**WHAT YOU NEED TO DO**
Transcribe all of the data exactly. Omit the pictures.

**RAW DATA**
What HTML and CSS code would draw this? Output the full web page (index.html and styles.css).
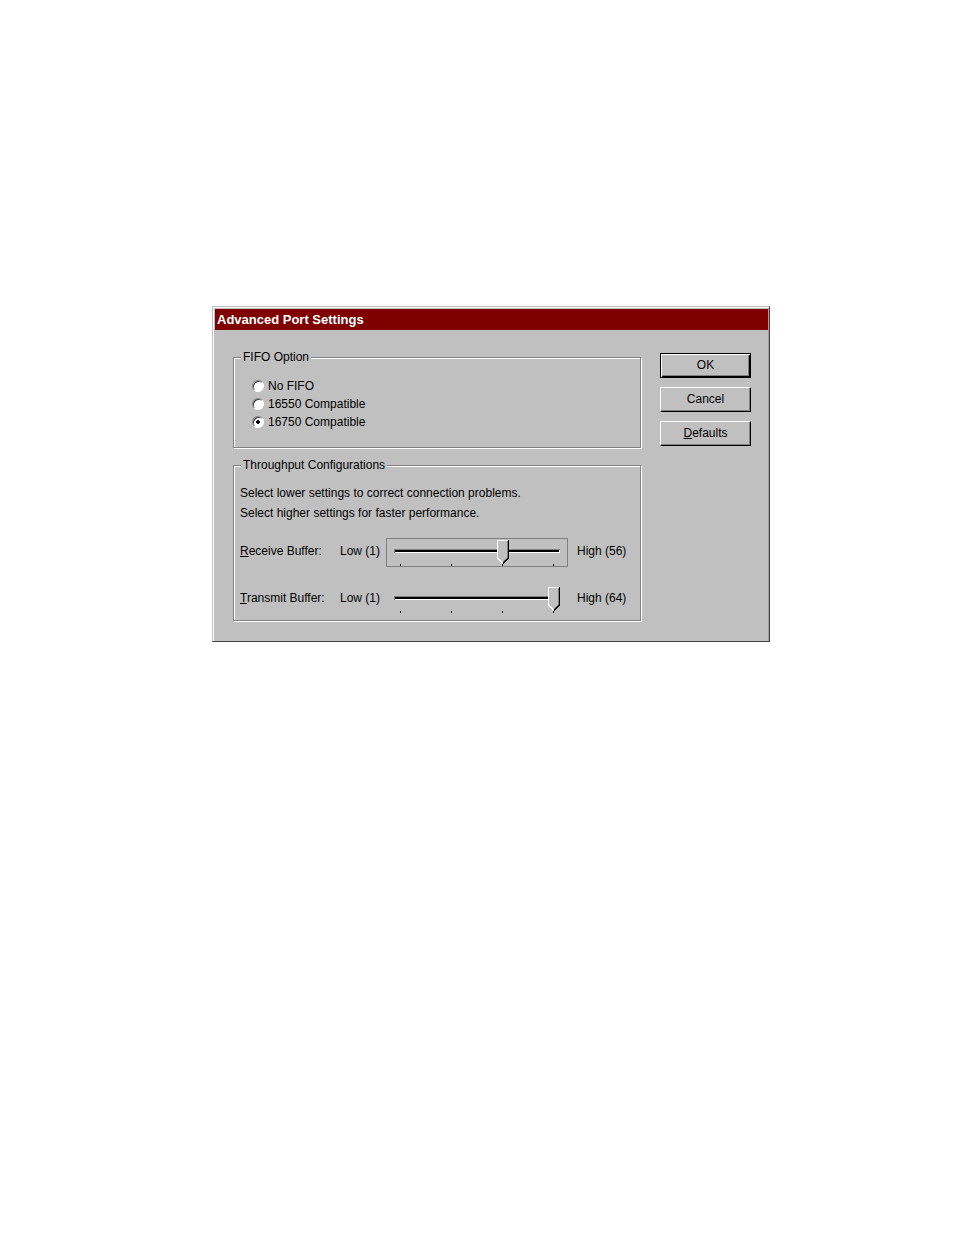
FILE: index.html
```html
<!DOCTYPE html>
<html lang="en">
<head>
  <meta charset="UTF-8">
  <meta name="viewport" content="width=device-width, initial-scale=1.0">
  <title>Advanced Port Settings</title>
  <link rel="stylesheet" href="styles.css">
</head>
<body>

  <form class="dialog" onsubmit="return false">
    <h1 class="title-bar">Advanced Port Settings</h1>

    <div class="dialog-body">
      <div class="settings">
        <fieldset class="fifo">
          <legend>FIFO Option</legend>
          <label class="option"><input type="radio" name="fifo"> No FIFO</label>
          <label class="option"><input type="radio" name="fifo"> 16550 Compatible</label>
          <label class="option"><input type="radio" name="fifo" checked> 16750 Compatible</label>
        </fieldset>

        <fieldset class="throughput">
          <legend>Throughput Configurations</legend>
          <p>Select lower settings to correct connection problems.</p>
          <p>Select higher settings for faster performance.</p>

          <div class="buffers">
            <label for="receive"><u>R</u>eceive Buffer:</label>
            <span>Low (1)</span>
            <div class="slider focused">
              <input type="range" id="receive" min="0" max="3" value="2" accesskey="r">
              <div class="ticks"><i></i><i></i><i></i><i></i></div>
            </div>
            <span class="high">High (56)</span>

            <label for="transmit"><u>T</u>ransmit Buffer:</label>
            <span>Low (1)</span>
            <div class="slider">
              <input type="range" id="transmit" min="0" max="3" value="3" accesskey="t">
              <div class="ticks"><i></i><i></i><i></i><i></i></div>
            </div>
            <span class="high">High (64)</span>
          </div>
        </fieldset>
      </div>

      <div class="buttons">
        <button type="submit" class="default">OK</button>
        <button type="button">Cancel</button>
        <button type="button" accesskey="d"><u>D</u>efaults</button>
      </div>
    </div>
  </form>

</body>
</html>
```

FILE: styles.css
```css
body {
  margin: 0;
  padding: 306px 184px 24px 212px;
  background-color: #fff;
  color: #000;
  font-family: "Liberation Sans", Arial, sans-serif;
  font-size: 12px;
}

.dialog {
  background-color: #c0c0c0;
  border: 1px solid;
  border-color: #c0c0c0 #404040 #404040 #c0c0c0;
  box-shadow: inset 1px 1px #fff, inset -1px 0 #a0a0a0;
  padding: 2px 1px 0 2px;
}

.title-bar {
  margin: 0;
  padding: 0 2px;
  background-color: #800000;
  color: #fff;
  font-size: 13px;
  line-height: 21px;
}

.dialog-body {
  display: flex;
  gap: 19px;
  padding: 20px 17px 20px 18px;
}

.settings {
  flex: 1;
  display: flex;
  flex-direction: column;
  gap: 10px;
}

fieldset {
  min-width: 0;
  margin: 0;
  border: 1px solid #808080;
  box-shadow: inset 1px 1px #fff, 1px 1px #fff;
}

legend {
  margin-left: 1px;
  padding: 0 2px;
  background-color: #c0c0c0;
  line-height: 14px;
}

/* FIFO Option */
.fifo {
  padding: 13px 6px 16px;
}

.option {
  display: flex;
  align-items: center;
  gap: 4px;
  margin-left: 12px;
  line-height: 18px;
}

.option input {
  appearance: none;
  width: 12px;
  height: 12px;
  margin: 0;
  border: 1px solid;
  border-color: #808080 #fff #fff #808080;
  border-radius: 50%;
  background-color: #fff;
  box-shadow: inset 1px 1px #404040;
}

.option input:checked {
  background-image: radial-gradient(circle, #000 2px, transparent 2px);
}

/* Throughput Configurations */
.throughput {
  padding: 11px 0 6px 6px;
}

.throughput p {
  margin: 0;
  line-height: 20px;
}

.buffers {
  display: grid;
  grid-template-columns: 100px 46px 1fr 72px;
  row-gap: 18px;
  margin-top: 15px;
  line-height: 26px;
}

.high {
  padding-left: 9px;
}

.slider {
  border: 1px solid transparent;
  padding: 1px 7px 0;
}

.slider.focused {
  border-color: #808080;
}

.slider input {
  appearance: none;
  display: block;
  width: 100%;
  height: 22px;
  margin: 0;
  background: none;
  outline: none;
}

.slider input::-webkit-slider-runnable-track {
  height: 4px;
  background-color: #000;
  box-shadow: inset 1px 1px #808080, inset -1px -1px #fff;
}

.slider input::-webkit-slider-thumb {
  appearance: none;
  width: 12px;
  height: 24px;
  margin-top: -9px;
  background: url("data:image/svg+xml,%3Csvg xmlns='http://www.w3.org/2000/svg' width='12' height='24' shape-rendering='crispEdges'%3E%3Cpath d='M0 0H12V18L6 24L0 18Z' fill='%23c0c0c0'/%3E%3Cpath d='M10.5 1V18L6 22.5' fill='none' stroke='%23808080'/%3E%3Cpath d='M11.5 0V18L6 23.5' fill='none' stroke='%23000'/%3E%3Cpath d='M11 .5H.5V18L6 23.5' fill='none' stroke='%23fff'/%3E%3C/svg%3E") no-repeat;
}

.ticks {
  display: flex;
  justify-content: space-between;
  margin: 2px 6px 0;
}

.ticks i {
  width: 1px;
  height: 2px;
  background-color: #000;
}

/* Buttons */
.buttons {
  display: flex;
  flex-direction: column;
  gap: 9px;
  width: 91px;
  padding-top: 3px;
}

button {
  height: 25px;
  padding: 0 0 2px;
  background-color: #c0c0c0;
  border: 1px solid;
  border-color: #fff #000 #000 #fff;
  border-radius: 0;
  box-shadow: inset -1px -1px #808080;
  color: #000;
  font: inherit;
}

button.default {
  border-color: #000;
  box-shadow: inset 1px 1px #fff, inset -1px -1px #000, inset -2px -2px #808080;
}
```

**RESPONSE BELOW**
What HTML and CSS code would draw this? Output the full web page (index.html and styles.css).
FILE: index.html
```html
<!DOCTYPE html>
<html lang="en">
<head>
  <meta charset="UTF-8">
  <meta name="viewport" content="width=device-width, initial-scale=1.0">
  <title>Advanced Port Settings</title>
  <link rel="stylesheet" href="styles.css">
</head>
<body>

  <form class="dialog" onsubmit="return false">
    <h1 class="title-bar">Advanced Port Settings</h1>

    <div class="dialog-body">
      <div class="settings">
        <fieldset class="fifo">
          <legend>FIFO Option</legend>
          <label class="option"><input type="radio" name="fifo"> No FIFO</label>
          <label class="option"><input type="radio" name="fifo"> 16550 Compatible</label>
          <label class="option"><input type="radio" name="fifo" checked> 16750 Compatible</label>
        </fieldset>

        <fieldset class="throughput">
          <legend>Throughput Configurations</legend>
          <p>Select lower settings to correct connection problems.</p>
          <p>Select higher settings for faster performance.</p>

          <div class="buffers">
            <label for="receive"><u>R</u>eceive Buffer:</label>
            <span>Low (1)</span>
            <div class="slider focused">
              <input type="range" id="receive" min="0" max="3" value="2" accesskey="r">
              <div class="ticks"><i></i><i></i><i></i><i></i></div>
            </div>
            <span class="high">High (56)</span>

            <label for="transmit"><u>T</u>ransmit Buffer:</label>
            <span>Low (1)</span>
            <div class="slider">
              <input type="range" id="transmit" min="0" max="3" value="3" accesskey="t">
              <div class="ticks"><i></i><i></i><i></i><i></i></div>
            </div>
            <span class="high">High (64)</span>
          </div>
        </fieldset>
      </div>

      <div class="buttons">
        <button type="submit" class="default">OK</button>
        <button type="button">Cancel</button>
        <button type="button" accesskey="d"><u>D</u>efaults</button>
      </div>
    </div>
  </form>

</body>
</html>
```

FILE: styles.css
```css
body {
  margin: 0;
  padding: 306px 184px 24px 212px;
  background-color: #fff;
  color: #000;
  font-family: "Liberation Sans", Arial, sans-serif;
  font-size: 12px;
}

.dialog {
  background-color: #c0c0c0;
  border: 1px solid;
  border-color: #c0c0c0 #404040 #404040 #c0c0c0;
  box-shadow: inset 1px 1px #fff, inset -1px 0 #a0a0a0;
  padding: 2px 1px 0 2px;
}

.title-bar {
  margin: 0;
  padding: 0 2px;
  background-color: #800000;
  color: #fff;
  font-size: 13px;
  line-height: 21px;
}

.dialog-body {
  display: flex;
  gap: 19px;
  padding: 20px 17px 20px 18px;
}

.settings {
  flex: 1;
  display: flex;
  flex-direction: column;
  gap: 10px;
}

fieldset {
  min-width: 0;
  margin: 0;
  border: 1px solid #808080;
  box-shadow: inset 1px 1px #fff, 1px 1px #fff;
}

legend {
  margin-left: 1px;
  padding: 0 2px;
  background-color: #c0c0c0;
  line-height: 14px;
}

/* FIFO Option */
.fifo {
  padding: 13px 6px 16px;
}

.option {
  display: flex;
  align-items: center;
  gap: 4px;
  margin-left: 12px;
  line-height: 18px;
}

.option input {
  appearance: none;
  width: 12px;
  height: 12px;
  margin: 0;
  border: 1px solid;
  border-color: #808080 #fff #fff #808080;
  border-radius: 50%;
  background-color: #fff;
  box-shadow: inset 1px 1px #404040;
}

.option input:checked {
  background-image: radial-gradient(circle, #000 2px, transparent 2px);
}

/* Throughput Configurations */
.throughput {
  padding: 11px 0 6px 6px;
}

.throughput p {
  margin: 0;
  line-height: 20px;
}

.buffers {
  display: grid;
  grid-template-columns: 100px 46px 1fr 72px;
  row-gap: 18px;
  margin-top: 15px;
  line-height: 26px;
}

.high {
  padding-left: 9px;
}

.slider {
  border: 1px solid transparent;
  padding: 1px 7px 0;
}

.slider.focused {
  border-color: #808080;
}

.slider input {
  appearance: none;
  display: block;
  width: 100%;
  height: 22px;
  margin: 0;
  background: none;
  outline: none;
}

.slider input::-webkit-slider-runnable-track {
  height: 4px;
  background-color: #000;
  box-shadow: inset 1px 1px #808080, inset -1px -1px #fff;
}

.slider input::-webkit-slider-thumb {
  appearance: none;
  width: 12px;
  height: 24px;
  margin-top: -9px;
  background: url("data:image/svg+xml,%3Csvg xmlns='http://www.w3.org/2000/svg' width='12' height='24' shape-rendering='crispEdges'%3E%3Cpath d='M0 0H12V18L6 24L0 18Z' fill='%23c0c0c0'/%3E%3Cpath d='M10.5 1V18L6 22.5' fill='none' stroke='%23808080'/%3E%3Cpath d='M11.5 0V18L6 23.5' fill='none' stroke='%23000'/%3E%3Cpath d='M11 .5H.5V18L6 23.5' fill='none' stroke='%23fff'/%3E%3C/svg%3E") no-repeat;
}

.ticks {
  display: flex;
  justify-content: space-between;
  margin: 2px 6px 0;
}

.ticks i {
  width: 1px;
  height: 2px;
  background-color: #000;
}

/* Buttons */
.buttons {
  display: flex;
  flex-direction: column;
  gap: 9px;
  width: 91px;
  padding-top: 3px;
}

button {
  height: 25px;
  padding: 0 0 2px;
  background-color: #c0c0c0;
  border: 1px solid;
  border-color: #fff #000 #000 #fff;
  border-radius: 0;
  box-shadow: inset -1px -1px #808080;
  color: #000;
  font: inherit;
}

button.default {
  border-color: #000;
  box-shadow: inset 1px 1px #fff, inset -1px -1px #000, inset -2px -2px #808080;
}
```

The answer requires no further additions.